• [Written exercise] Transcribe the material from its first line onward, ending with the line that contains "string; value: string;" and adding nothing beyond it.
▼▼▼
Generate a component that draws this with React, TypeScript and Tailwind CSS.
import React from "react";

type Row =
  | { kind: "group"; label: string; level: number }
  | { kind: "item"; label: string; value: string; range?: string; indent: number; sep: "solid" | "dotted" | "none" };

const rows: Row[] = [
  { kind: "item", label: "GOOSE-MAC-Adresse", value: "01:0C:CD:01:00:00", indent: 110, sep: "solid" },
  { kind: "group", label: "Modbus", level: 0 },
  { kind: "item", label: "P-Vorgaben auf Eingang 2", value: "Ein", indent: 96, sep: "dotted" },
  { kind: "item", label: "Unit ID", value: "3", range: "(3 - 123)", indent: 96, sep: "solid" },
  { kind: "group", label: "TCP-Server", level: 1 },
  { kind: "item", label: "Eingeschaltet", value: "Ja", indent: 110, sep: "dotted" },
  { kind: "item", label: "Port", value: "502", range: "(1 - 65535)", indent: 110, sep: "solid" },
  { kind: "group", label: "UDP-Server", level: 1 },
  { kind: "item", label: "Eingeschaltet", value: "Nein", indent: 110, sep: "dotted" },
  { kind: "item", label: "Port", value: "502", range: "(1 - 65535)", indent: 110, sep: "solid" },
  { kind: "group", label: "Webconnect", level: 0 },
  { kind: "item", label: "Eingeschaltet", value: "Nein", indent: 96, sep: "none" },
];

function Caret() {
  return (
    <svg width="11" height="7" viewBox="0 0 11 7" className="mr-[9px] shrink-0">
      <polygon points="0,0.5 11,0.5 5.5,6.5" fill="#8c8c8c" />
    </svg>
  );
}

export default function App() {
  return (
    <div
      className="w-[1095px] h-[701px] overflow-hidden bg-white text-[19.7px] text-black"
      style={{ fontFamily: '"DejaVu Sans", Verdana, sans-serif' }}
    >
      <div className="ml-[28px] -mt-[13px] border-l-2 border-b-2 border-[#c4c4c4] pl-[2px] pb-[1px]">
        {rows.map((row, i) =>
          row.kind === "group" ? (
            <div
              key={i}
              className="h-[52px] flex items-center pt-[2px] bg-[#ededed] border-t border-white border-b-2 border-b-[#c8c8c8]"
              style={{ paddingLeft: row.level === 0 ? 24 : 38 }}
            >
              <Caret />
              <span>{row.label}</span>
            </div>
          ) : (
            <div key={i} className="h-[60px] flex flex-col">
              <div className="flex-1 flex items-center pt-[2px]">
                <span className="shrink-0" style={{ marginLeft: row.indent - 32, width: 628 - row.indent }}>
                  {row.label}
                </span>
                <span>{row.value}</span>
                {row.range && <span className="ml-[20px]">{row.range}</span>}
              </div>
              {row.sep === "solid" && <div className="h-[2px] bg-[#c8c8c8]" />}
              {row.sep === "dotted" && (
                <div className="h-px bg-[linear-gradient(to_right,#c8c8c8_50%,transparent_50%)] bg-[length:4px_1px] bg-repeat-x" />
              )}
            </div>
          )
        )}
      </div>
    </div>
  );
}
▲▲▲
• [Task result]
Generate a component that draws this with React, TypeScript and Tailwind CSS.
import React from "react";

type Row =
  | { kind: "group"; label: string; level: number }
  | { kind: "item"; label: string; value: string; range?: string; indent: number; sep: "solid" | "dotted" | "none" };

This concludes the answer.